Immanuel Kant wrote in the Groundwork for the Metaphysics of Morals, “Act as though the maxim of your action were to become, through your will, a universal law of nature.”
Kant, like several other enlightenment thinkers, believed that there were certain principles that could be arrived at apriori (prior to experience, theoretically), that were independent of the subjectivity that experience brings to our worldview. To Kant, reason was a tool that all human beings possessed, which could lead them to an unquestionable, universally acceptable moral code. To put it crudely, Kant believed that by exercising rationality, we could all come to the same conclusions as to what is good and right (what ought to be a “universal law of nature”), and what isn’t.
Philosophy, over time, has moved on to recognize subjectivity, embracing experience and questioning long held notions of “truth.” Yet in practice, rationalizing complex situations in abstraction seems to be the predominant method of decision making, even today.
In my two semesters at the MDP program, morals, ideals and their relationship to development work have been discussed extensively.

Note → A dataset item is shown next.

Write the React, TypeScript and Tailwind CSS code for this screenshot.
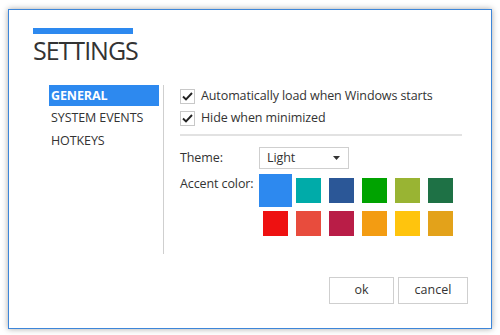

We seem to largely agree that one of the biggest mistakes that development practitioners seem to make, time and again, is determining in a vacuum what communities want and need, without any real input from the community or a real understanding of its particularities. Who are we to impose our values on people whose lives we are so removed from that we cannot hope to understand their perspective from afar? We live our academic lives in a world of P Values and regressions, not always realizing that at the core of everything we do is a set of firmly held ideals that we are usually unwilling to compromise; ideals that may be different from those of the communities with whom we hope to work.

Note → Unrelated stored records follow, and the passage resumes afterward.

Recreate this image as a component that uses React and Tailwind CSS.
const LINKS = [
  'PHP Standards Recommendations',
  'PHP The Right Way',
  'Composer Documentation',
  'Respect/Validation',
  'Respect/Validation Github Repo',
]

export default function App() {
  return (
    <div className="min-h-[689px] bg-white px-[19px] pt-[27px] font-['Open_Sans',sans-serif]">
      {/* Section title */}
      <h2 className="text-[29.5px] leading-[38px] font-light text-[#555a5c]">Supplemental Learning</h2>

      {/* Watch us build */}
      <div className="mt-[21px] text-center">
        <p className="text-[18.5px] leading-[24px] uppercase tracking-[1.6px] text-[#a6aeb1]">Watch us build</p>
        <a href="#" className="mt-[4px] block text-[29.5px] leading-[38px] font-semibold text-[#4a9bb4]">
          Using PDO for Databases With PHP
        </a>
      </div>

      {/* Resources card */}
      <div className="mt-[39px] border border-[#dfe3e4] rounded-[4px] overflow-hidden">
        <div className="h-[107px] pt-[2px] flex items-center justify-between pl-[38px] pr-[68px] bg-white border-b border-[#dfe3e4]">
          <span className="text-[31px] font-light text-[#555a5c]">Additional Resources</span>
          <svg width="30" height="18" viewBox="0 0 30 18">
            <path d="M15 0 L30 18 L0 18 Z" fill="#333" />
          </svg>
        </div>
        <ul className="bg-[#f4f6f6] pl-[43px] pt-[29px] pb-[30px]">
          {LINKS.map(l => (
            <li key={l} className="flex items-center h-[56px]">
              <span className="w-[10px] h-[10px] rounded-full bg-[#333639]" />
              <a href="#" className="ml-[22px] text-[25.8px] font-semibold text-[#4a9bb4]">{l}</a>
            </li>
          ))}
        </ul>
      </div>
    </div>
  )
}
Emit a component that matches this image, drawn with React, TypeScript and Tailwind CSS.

It’s important to understand that these ideals are constructed and are not universally accepted. They are what we have come to possess as the result of the kind of education we received and the environment in which we grew up. One may argue that some things (scientific facts, for example) are objective truths, and that with the “right” kind of education and exposure to the “right” kind of information, all human beings will recognize them to be true. However, the question that remains is: are we justified in imposing our values and ideals (irrespective of their validity) on communities that function with a different set of values and ideals?
I am of the opinion that imposition is almost never justified; and even if it is justifiable, never fruitful. As development practitioners, it is important for us to relinquish the goal of ensuring that communities live a life deemed suitable by our standards, and instead move into a paradigm where our job is to ensure that all members of the communities we work with are empowered to make their own decisions about how to live their life. We are responsible for building the capabilities of community members and providing them with a fair opportunity to achieve whatever it is they might want to. If there are internal hierarchies within communities, or systems that we perceive to be unfair, we cannot hope to rectify them by assuming some sort of authority over community members and dictating what they must do. The only way to bring about change effectively is to bring about change from within, rather than imposing it from the outside.

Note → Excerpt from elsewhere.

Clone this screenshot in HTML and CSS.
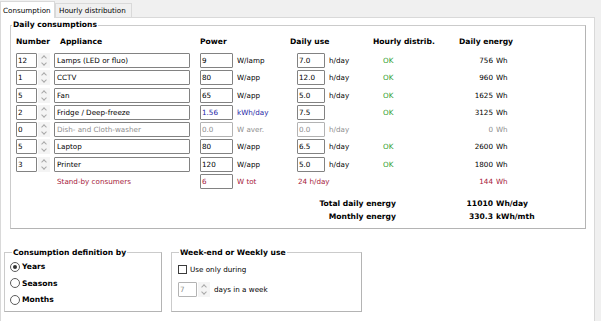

For this reason, the definition given to development by Amartya Sen appeals to me greatly. Sen defines development as the expansion of the freedoms and capabilities for human beings. Development, by this definition, requires individuals to be given the access, opportunity and ability to aspire to and achieve the things they value.
There is a need to move away from measuring development by income, assets or even happiness, and towards measuring it by the extent of empowerment and the expansion of capabilities and opportunities. I expect that actualizing this change is one of the biggest professional challenges we will face in the coming years.